By the way, the fact your dealer suggested insulation is a good thing. Seems many dealers don't think it makes any difference.
 
well the garage always stays above freezing high 40's and then it goes into the attic which is usally in the 50's about. def not real cold cuz the house heats it pretty good.
 
ecocavalier02 said:
Ive been fighting with this stove now for 2 and a half years. I've read everything on this site and tried everything. Just can't take anymore. If anyone has any new suggestions to try please shed some light. Also my wood has been split and drying for 2 YEARS and is super dry.. Im more than likely looking for a new stove. any suggestions?

Id be willing to bet that you have chimney issues guy. Mine works great and there are three others in the family, that have no problems. Check your downdraft chambers. Take the top of the stove off and youll need a very small dia. vaccum. The chambers are on the side towards the back. they are good for plugging up with chunks of creosote. If you have good dry wood, and a straight tall chimney, the downdraft tubes are clear, it should work good for you
 
Hanko said:
ecocavalier02 said:
Ive been fighting with this stove now for 2 and a half years. I've read everything on this site and tried everything. Just can't take anymore. If anyone has any new suggestions to try please shed some light. Also my wood has been split and drying for 2 YEARS and is super dry.. Im more than likely looking for a new stove. any suggestions?

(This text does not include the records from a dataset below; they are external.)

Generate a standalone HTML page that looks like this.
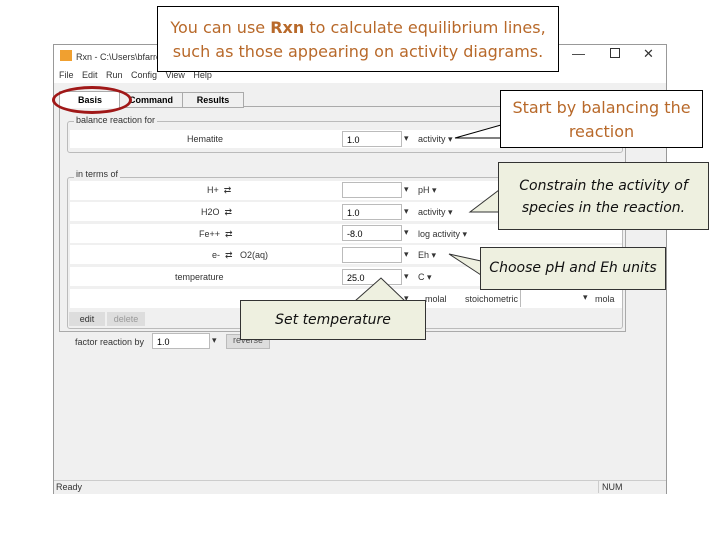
<!DOCTYPE html>
<html><head><meta charset="utf-8"><style>
body{margin:0;width:720px;height:540px;background:#fff;position:relative;overflow:hidden;font-family:"Liberation Sans",sans-serif;}
.a{position:absolute}
.s{font-size:9px;color:#333}
.row{position:absolute;left:70px;width:552px;height:19px;background:#fff}
.inp{position:absolute;left:342px;width:60px;height:16px;border:1px solid #bbb;background:#fff;font-size:9px;line-height:16px;padding-left:4px;box-sizing:border-box}
.call{position:absolute;font-family:"DejaVu Sans","Liberation Sans",sans-serif;text-align:center;box-sizing:border-box}
</style></head><body>
<!-- window -->
<div class="a" style="left:53px;top:44px;width:614px;height:450px;border:1px solid #999;background:#f0f0f0;box-sizing:border-box"></div>
<div class="a" style="left:54px;top:45px;width:612px;height:23px;background:#fff"></div>
<div class="a" style="left:60px;top:50px;width:12px;height:11px;background:#f0a030"></div>
<div class="a s" style="left:76px;top:52px">Rxn - C:\Users\bfarre</div>
<div class="a" style="left:572px;top:46px;font-size:13px;color:#333">—</div>
<div class="a" style="left:610px;top:48px;width:8px;height:8px;border:1px solid #333"></div>
<div class="a" style="left:643px;top:46px;font-size:13px;color:#333">✕</div>
<div class="a" style="left:54px;top:68px;width:612px;height:15px;background:#fff"></div>
<div class="a s" style="left:59px;top:70px;word-spacing:6px">File Edit Run Config View Help</div>
<!-- tabs -->
<div class="a" style="left:59px;top:106px;width:565px;height:224px;border:1px solid #aaa;background:#f0f0f0"></div>
<div class="a" style="left:59px;top:91px;width:60px;height:16px;background:#fff;border:1px solid #aaa;border-bottom:none;font-size:9px;font-weight:bold;text-align:center;line-height:16px">Basis</div>
<div class="a" style="left:119px;top:92px;width:62px;height:14px;background:#f0f0f0;border:1px solid #aaa;font-size:9px;font-weight:bold;text-align:center;line-height:14px">Command</div>
<div class="a" style="left:182px;top:92px;width:60px;height:14px;background:#f0f0f0;border:1px solid #aaa;font-size:9px;font-weight:bold;text-align:center;line-height:14px">Results</div>
<div class="a" style="left:52px;top:86px;width:74px;height:22px;border:3px solid #a01818;border-radius:50%"></div>
<!-- balance group -->
<div class="a" style="left:67px;top:121px;width:554px;height:30px;border:1px solid #bbb;border-radius:3px"></div>
<div class="a s" style="left:74px;top:115px;background:#f0f0f0;padding:0 2px">balance reaction for</div>
<div class="row" style="top:130px;height:18px"></div>
<div class="a s" style="left:187px;top:134px">Hematite</div>
<div class="inp" style="top:131px">1.0</div>
<div class="a s" style="left:404px;top:133px">▾</div>
<div class="a s" style="left:418px;top:134px">activity ▾</div>
<!-- in terms of -->
<div class="a" style="left:67px;top:177px;width:554px;height:150px;border:1px solid #bbb;border-radius:3px"></div>
<div class="a s" style="left:74px;top:169px;background:#f0f0f0;padding:0 2px">in terms of</div>
<div class="row" style="top:181px"></div>
<div class="row" style="top:202px"></div>
<div class="row" style="top:224px"></div>
<div class="row" style="top:245px"></div>
<div class="row" style="top:267px"></div>
<div class="row" style="top:289px"></div>
<div class="a s" style="left:207px;top:185px">H+ &nbsp;⇄</div>
<div class="a s" style="left:201px;top:207px">H2O &nbsp;⇄</div>
<div class="a s" style="left:199px;top:229px">Fe++ &nbsp;⇄</div>
<div class="a s" style="left:212px;top:250px">e- &nbsp;⇄ &nbsp;&nbsp;O2(aq)</div>
<div class="a s" style="left:175px;top:272px">temperature</div>
<div class="inp" style="top:182px"></div><div class="a s" style="left:404px;top:184px">▾</div><div class="a s" style="left:418px;top:185px">pH ▾</div>
<div class="inp" style="top:204px">1.0</div><div class="a s" style="left:404px;top:206px">▾</div><div class="a s" style="left:418px;top:207px">activity ▾</div>
<div class="inp" style="top:225px">-8.0</div><div class="a s" style="left:404px;top:227px">▾</div><div class="a s" style="left:418px;top:229px">log activity ▾</div>
<div class="inp" style="top:247px"></div><div class="a s" style="left:404px;top:249px">▾</div><div class="a s" style="left:418px;top:250px">Eh ▾</div>
<div class="inp" style="top:269px">25.0</div><div class="a s" style="left:404px;top:271px">▾</div><div class="a s" style="left:418px;top:272px">C ▾</div>
<div class="a s" style="left:404px;top:293px">▾</div><div class="a s" style="left:425px;top:294px">molal</div>
<div class="a s" style="left:465px;top:294px">stoichometric</div>
<div class="a" style="left:520px;top:290px;width:1px;height:17px;background:#bbb"></div>
<div class="a s" style="left:583px;top:292px">▾</div><div class="a s" style="left:595px;top:294px">mola</div>
<div class="a" style="left:69px;top:312px;width:36px;height:14px;background:#ddd;font-size:9px;text-align:center;line-height:14px;color:#333">edit</div>
<div class="a" style="left:107px;top:312px;width:38px;height:14px;background:#ddd;font-size:9px;text-align:center;line-height:14px;color:#999">delete</div>
<div class="a s" style="left:75px;top:337px">factor reaction by</div>
<div class="a" style="left:152px;top:333px;width:58px;height:16px;background:#fff;border:1px solid #bbb;font-size:9px;line-height:16px;padding-left:4px;box-sizing:border-box">1.0</div>
<div class="a s" style="left:212px;top:335px">▾</div>
<div class="a" style="left:226px;top:334px;width:42px;height:13px;background:#ddd;border:1px solid #bbb;font-size:9px;text-align:center;color:#555">reverse</div>
<!-- status -->
<div class="a" style="left:54px;top:480px;width:612px;height:13px;background:#f0f0f0;border-top:1px solid #ccc"></div>
<div class="a s" style="left:56px;top:482px">Ready</div>
<div class="a" style="left:598px;top:481px;width:1px;height:12px;background:#ccc"></div>
<div class="a s" style="left:602px;top:482px">NUM</div>
<!-- callout pointers -->
<svg class="a" style="left:0;top:0" width="720" height="540">
<polygon points="501,125 455,138 501,138" fill="#fff" stroke="#000" stroke-width="1"/>
<polygon points="499,190 470,212 499,212" fill="#eef0e0" stroke="#333" stroke-width="1"/>
<polygon points="481,261 449,254 481,275" fill="#eef0e0" stroke="#333" stroke-width="1"/>
<polygon points="355,301 381,278 405,301" fill="#eef0e0" stroke="#333" stroke-width="1"/>
</svg>
<div class="call" style="left:157px;top:6px;width:402px;height:66px;background:#fff;border:1px solid #000;color:#b8692a;font-size:16px;line-height:24px;padding-top:9px">You can use <b>Rxn</b> to calculate equilibrium lines,<br>such as those appearing on activity diagrams.</div>
<div class="call" style="left:500px;top:90px;width:203px;height:58px;background:#fff;border:1px solid #000;color:#b8692a;font-size:16px;line-height:24px;padding-top:5px">Start by balancing the<br>reaction</div>
<div class="call" style="left:498px;top:162px;width:211px;height:68px;background:#eef0e0;border:1px solid #333;font-style:italic;font-size:14px;line-height:22px;padding-top:12px;color:#111">Constrain the activity of<br>species in the reaction.</div>
<div class="call" style="left:480px;top:247px;width:186px;height:43px;background:#eef0e0;border:1px solid #333;font-style:italic;font-size:14px;line-height:40px;color:#111">Choose pH and Eh units</div>
<div class="call" style="left:240px;top:300px;width:186px;height:40px;background:#eef0e0;border:1px solid #333;font-style:italic;font-size:14px;line-height:38px;color:#111">Set temperature</div>
</body></html>
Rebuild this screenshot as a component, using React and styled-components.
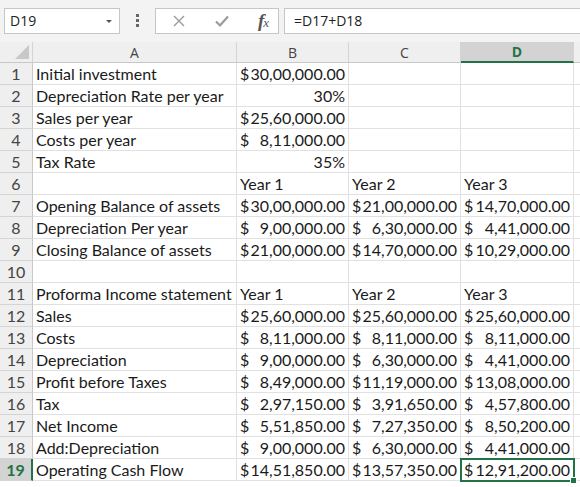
import React from 'react'
import styled, { createGlobalStyle } from 'styled-components'

const GlobalStyle = createGlobalStyle`
	html, body {
		margin: 0;
		padding: 0;
		background: #ffffff;
	}
	body {
		font-family: Lato, "Liberation Sans", sans-serif;
		width: 580px;
		height: 487px;
		overflow: hidden;
	}
`

const GREEN = '#217346'

const money = (s) => ({ money: s })

const rows = [
	['Initial investment', money('30,00,000.00'), '', ''],
	['Depreciation Rate per year', { right: '30%' }, '', ''],
	['Sales per year', money('25,60,000.00'), '', ''],
	['Costs per year', money('8,11,000.00'), '', ''],
	['Tax Rate', { right: '35%' }, '', ''],
	['', 'Year 1', 'Year 2', 'Year 3'],
	['Opening Balance of assets', money('30,00,000.00'), money('21,00,000.00'), money('14,70,000.00')],
	['Depreciation Per year', money('9,00,000.00'), money('6,30,000.00'), money('4,41,000.00')],
	['Closing Balance of assets', money('21,00,000.00'), money('14,70,000.00'), money('10,29,000.00')],
	['', '', '', ''],
	['Proforma Income statement', 'Year 1', 'Year 2', 'Year 3'],
	['Sales', money('25,60,000.00'), money('25,60,000.00'), money('25,60,000.00')],
	['Costs', money('8,11,000.00'), money('8,11,000.00'), money('8,11,000.00')],
	['Depreciation', money('9,00,000.00'), money('6,30,000.00'), money('4,41,000.00')],
	['Profit before Taxes', money('8,49,000.00'), money('11,19,000.00'), money('13,08,000.00')],
	['Tax', money('2,97,150.00'), money('3,91,650.00'), money('4,57,800.00')],
	['Net Income', money('5,51,850.00'), money('7,27,350.00'), money('8,50,200.00')],
	['Add:Depreciation', money('9,00,000.00'), money('6,30,000.00'), money('4,41,000.00')],
	['Operating Cash Flow', money('14,51,850.00'), money('13,57,350.00'), money('12,91,200.00')],
]

const columns = ['A', 'B', 'C', 'D']
const ACTIVE_COL = 3
const ACTIVE_ROW = 19

const CellContent = ({ value }) => {
	if (value && value.money) {
		return (
			<Money>
				<span>$</span>
				<span>{value.money}</span>
			</Money>
		)
	}
	if (value && value.right) {
		return <CellText $align="right">{value.right}</CellText>
	}
	return <CellText>{value}</CellText>
}

const App = () => {
	return (
		<>
			<GlobalStyle />
			<Wrapper>
				<Toolbar>
					<NameBox>
						<span>D19</span>
						<Caret>
							<svg width="8" height="5" viewBox="0 0 8 5">
								<path d="M1 1h6L4 4z" fill="#555" />
							</svg>
						</Caret>
					</NameBox>
					<Dots>
						<i />
						<i />
						<i />
					</Dots>
					<FuncButtons>
						<FuncIcon>
							<svg width="14" height="14" viewBox="0 0 14 14">
								<path d="M2 2l10 10M12 2L2 12" stroke="#9a9a9a" strokeWidth="1.4" fill="none" />
							</svg>
						</FuncIcon>
						<FuncIcon>
							<svg width="16" height="14" viewBox="0 0 16 14">
								<path d="M2 7.5l4 4L14 2.5" stroke="#9a9a9a" strokeWidth="2.2" fill="none" />
							</svg>
						</FuncIcon>
						<Fx>
							<i>f</i>
							<sub>x</sub>
						</Fx>
					</FuncButtons>
					<Formula>=D17+D18</Formula>
				</Toolbar>

				<Sheet>
					<Corner>
						<svg width="14" height="14" viewBox="0 0 14 14">
							<path d="M14 0V14H0z" fill="#c8c8c8" />
						</svg>
					</Corner>
					{columns.map((c, i) => (
						<ColHeader key={c} $active={i === ACTIVE_COL}>
							{c}
						</ColHeader>
					))}
					<ColHeader />

					{rows.map((row, r) => {
						const num = r + 1
						return (
							<React.Fragment key={num}>
								<RowHeader $active={num === ACTIVE_ROW}>{num}</RowHeader>
								{row.map((cell, c) => (
									<Cell key={c} $selected={num === ACTIVE_ROW && c === ACTIVE_COL}>
										<CellContent value={cell} />
									</Cell>
								))}
								<Cell />
							</React.Fragment>
						)
					})}
				</Sheet>
			</Wrapper>
		</>
	)
}

export default App

const Wrapper = styled.div`
	width: 580px;
	height: 487px;
	background: #ffffff;
	overflow: hidden;
`

const Toolbar = styled.div`
	display: flex;
	align-items: center;
	height: 42px;
	padding: 0 0 1px 4px;
	box-sizing: border-box;
	background: #f3f3f3;
	font-family: "Open Sans", "Liberation Sans", sans-serif;
	font-size: 14px;
	color: #222;
`

const NameBox = styled.div`
	display: flex;
	align-items: center;
	justify-content: space-between;
	box-sizing: border-box;
	width: 116px;
	height: 26px;
	padding: 0 6px 0 5px;
	background: #ffffff;
	border: 1px solid #c6c6c6;
`

const Caret = styled.span`
	display: flex;
	padding-top: 1px;
`

const Dots = styled.div`
	display: flex;
	flex-direction: column;
	align-items: center;
	gap: 2px;
	width: 35px;

	> i {
		display: block;
		width: 3px;
		height: 3px;
		background: #666;
	}
`

const FuncButtons = styled.div`
	display: flex;
	align-items: center;
	justify-content: space-between;
	box-sizing: border-box;
	width: 124px;
	height: 26px;
	padding: 0 10px 0 16px;
	background: #ffffff;
	border: 1px solid #c6c6c6;
`

const FuncIcon = styled.span`
	display: flex;
	align-items: center;
`

const Fx = styled.span`
	font-family: "Liberation Serif", serif;
	font-style: italic;
	color: #555;
	font-size: 19px;
	line-height: 1;
	letter-spacing: -1px;

	> i {
		font-weight: bold;
	}
	> sub {
		font-size: 13px;
		vertical-align: 0;
	}
`

const Formula = styled.div`
	display: flex;
	align-items: center;
	flex: 1;
	box-sizing: border-box;
	height: 26px;
	margin-left: 5px;
	padding-left: 9px;
	background: #ffffff;
	border: 1px solid #c6c6c6;
	border-right: none;
`

const Sheet = styled.div`
	display: grid;
	grid-template-columns: 33px 204px 112px 112px 113px 1fr;
	grid-template-rows: 21px;
	grid-auto-rows: 22px;
	font-family: Lato, "Liberation Sans", sans-serif;
	font-size: 16px;
	color: #1a1a1a;
`

const Corner = styled.div`
	display: flex;
	align-items: flex-end;
	justify-content: flex-end;
	padding: 0 3px 3px 0;
	background: #efefef;
	border-right: 1px solid #d4d4d4;
	border-bottom: 1px solid #c8c8c8;
`

const ColHeader = styled.div`
	display: flex;
	align-items: center;
	justify-content: center;
	background: ${({ $active }) => ($active ? '#d3d3d3' : '#efefef')};
	border-right: 1px solid #d4d4d4;
	border-bottom: ${({ $active }) => ($active ? `2px solid ${GREEN}` : '1px solid #c8c8c8')};
	color: ${({ $active }) => ($active ? GREEN : '#444')};
	font-weight: ${({ $active }) => ($active ? 700 : 400)};
	font-family: "Open Sans", "Liberation Sans", sans-serif;
	font-size: 14px;
`

const RowHeader = styled.div`
	display: flex;
	align-items: center;
	justify-content: center;
	background: ${({ $active }) => ($active ? '#d3d3d3' : '#efefef')};
	border-right: ${({ $active }) => ($active ? `2px solid ${GREEN}` : '1px solid #c8c8c8')};
	border-bottom: 1px solid #d4d4d4;
	color: ${({ $active }) => ($active ? GREEN : '#444')};
	font-weight: ${({ $active }) => ($active ? 700 : 400)};
	font-size: 16px;
`

const Cell = styled.div`
	position: relative;
	display: flex;
	align-items: flex-end;
	min-width: 0;
	padding: 0 3px 1px 3px;
	border-right: 1px solid #e1e1e1;
	border-bottom: 1px solid #e1e1e1;
	white-space: nowrap;

	${({ $selected }) =>
		$selected &&
		`
		outline: 2px solid ${GREEN};
		outline-offset: -1px;
		z-index: 1;

		&::after {
			content: '';
			position: absolute;
			right: -4px;
			bottom: -4px;
			width: 5px;
			height: 5px;
			background: ${GREEN};
			border: 1px solid #ffffff;
		}
	`}
`

const CellText = styled.span`
	flex: 1;
	text-align: ${({ $align }) => $align || 'left'};
`

const Money = styled.span`
	display: flex;
	justify-content: space-between;
	flex: 1;
`
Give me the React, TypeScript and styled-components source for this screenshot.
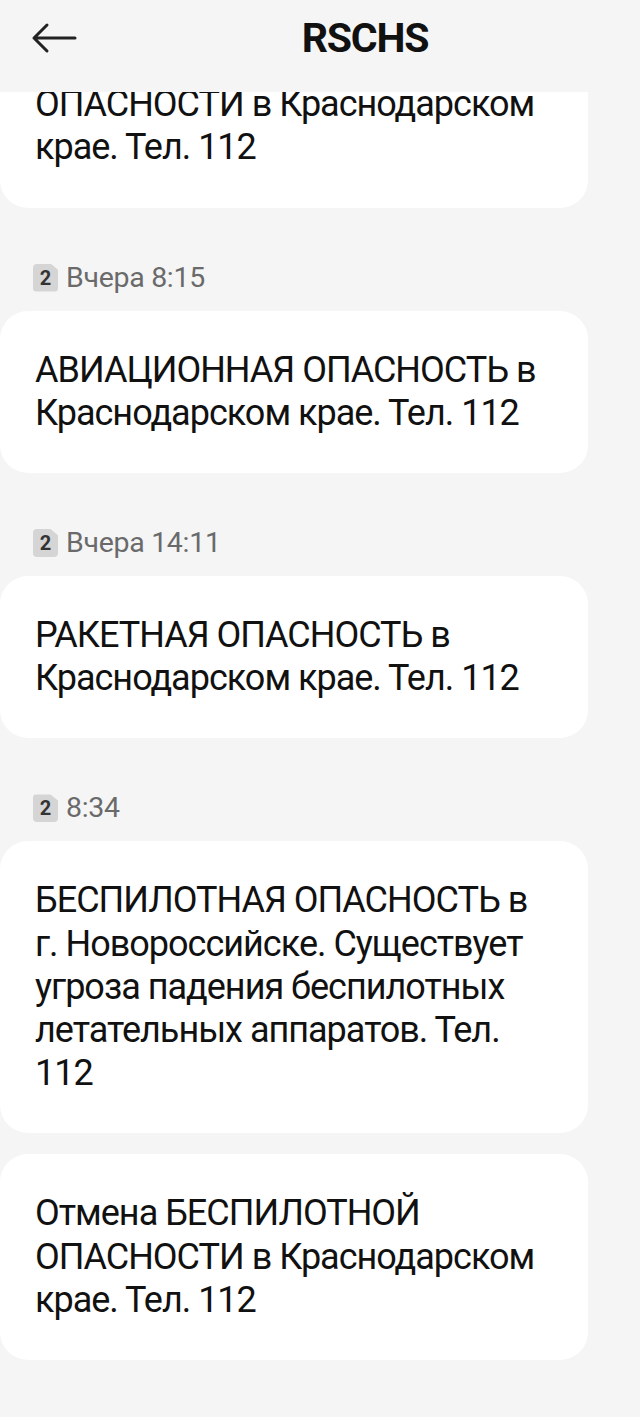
import styled, { createGlobalStyle } from 'styled-components'

const GlobalStyle = createGlobalStyle`
  html, body {
    margin: 0;
    padding: 0;
    background: #f5f5f5;
  }
  body {
    font-family: Roboto, "Noto Sans", sans-serif;
    color: #111;
  }
`

type Item =
  | { kind: 'stamp'; sim: number; time: string }
  | { kind: 'msg'; text: string }

const items: Item[] = [
  { kind: 'msg', text: 'Отмена БЕСПИЛОТНОЙ ОПАСНОСТИ в Краснодарском крае. Тел. 112' },
  { kind: 'stamp', sim: 2, time: 'Вчера 8:15' },
  { kind: 'msg', text: 'АВИАЦИОННАЯ ОПАСНОСТЬ в Краснодарском крае. Тел. 112' },
  { kind: 'stamp', sim: 2, time: 'Вчера 14:11' },
  { kind: 'msg', text: 'РАКЕТНАЯ ОПАСНОСТЬ в Краснодарском крае. Тел. 112' },
  { kind: 'stamp', sim: 2, time: '8:34' },
  {
    kind: 'msg',
    text: 'БЕСПИЛОТНАЯ ОПАСНОСТЬ в г. Новороссийске. Существует угроза падения беспилотных летательных аппаратов. Тел. 112',
  },
  { kind: 'msg', text: 'Отмена БЕСПИЛОТНОЙ ОПАСНОСТИ в Краснодарском крае. Тел. 112' },
]

const BackArrow = () => (
  <svg width="46" height="32" viewBox="0 0 46 32" fill="none">
    <path
      d="M44 16H3M16 3L3 16l13 13"
      stroke="#222"
      strokeWidth="3"
      strokeLinecap="round"
      strokeLinejoin="round"
    />
  </svg>
)

const App = () => {
  return (
    <S_Screen>
      <GlobalStyle />
      <S_Header>
        <S_Back aria-label="Назад">
          <BackArrow />
        </S_Back>
        <S_Title>RSCHS</S_Title>
      </S_Header>
      <S_Viewport>
        <S_List>
          {items.map((it, i) =>
            it.kind === 'stamp' ? (
              <S_Stamp key={i}>
                <S_Sim>{it.sim}</S_Sim>
                <span>{it.time}</span>
              </S_Stamp>
            ) : (
              <S_Bubble key={i}>{it.text}</S_Bubble>
            )
          )}
        </S_List>
      </S_Viewport>
    </S_Screen>
  )
}

export default App

const S_Screen = styled.div`
  width: 640px;
  height: 1417px;
  display: flex;
  flex-direction: column;
  background: #f5f5f5;
  overflow: hidden;
`

const S_Header = styled.header`
  height: 92px;
  flex-shrink: 0;
  display: flex;
  align-items: flex-start;
  padding-top: 13px;
  box-sizing: border-box;
  position: relative;
  z-index: 1;
  background: #f5f5f5;
`

const S_Back = styled.button`
  width: 90px;
  height: 50px;
  padding: 0 0 0 31px;
  border: 0;
  background: none;
  display: flex;
  align-items: center;
`

const S_Title = styled.h1`
  flex: 1;
  margin: 0;
  text-align: center;
  font-size: 41px;
  line-height: 50px;
  letter-spacing: -1.2px;
  font-weight: 700;
  color: #111;
`

const S_Viewport = styled.div`
  flex: 1;
  overflow: hidden;
`

// the thread is scrolled: the first message sits partly under the header
const S_List = styled.div`
  display: flex;
  flex-direction: column;
  margin-top: -90px;
`

const S_Bubble = styled.div`
  width: 588px;
  box-sizing: border-box;
  padding: 38px 35px;
  background: #fff;
  border-radius: 28px;
  font-size: 36px;
  line-height: 43.2px;
  letter-spacing: -1px;
  color: #111;

  & + & {
    margin-top: 21px;
  }
`

const S_Stamp = styled.div`
  display: flex;
  align-items: center;
  gap: 8px;
  margin: 53px 0 16px;
  padding-left: 33px;
  font-size: 28.5px;
  line-height: 34px;
  letter-spacing: -0.3px;
  color: #6a6a6a;
`

const S_Sim = styled.span`
  width: 25px;
  height: 28px;
  flex-shrink: 0;
  display: flex;
  align-items: center;
  justify-content: center;
  background: #d5d5d5;
  border-radius: 4px;
  clip-path: polygon(0 0, 70% 0, 100% 22%, 100% 100%, 0 100%);
  font-size: 20px;
  font-weight: 700;
  letter-spacing: 0;
  color: #333;
`
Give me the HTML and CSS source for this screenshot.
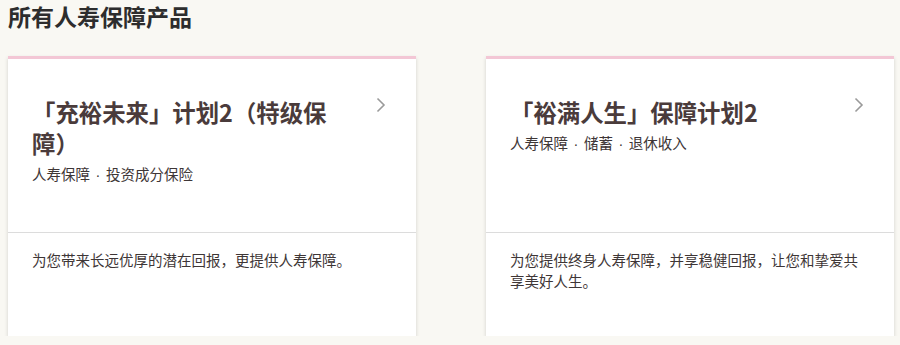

Id be willing to bet that you have chimney issues guy. Mine works great and there are three others in the family, that have no problems. Check your downdraft chambers. Take the top of the stove off and youll need a very small dia. vaccum. The chambers are on the side towards the back. they are good for plugging up with chunks of creosote. If you have good dry wood, and a straight tall chimney, the downdraft tubes are clear, it should work good for you

What the heck are "downdraft chambers" ? Can you explain ?
 
if you have a dutchwest stove with the ever burn, take the top off and you will see them.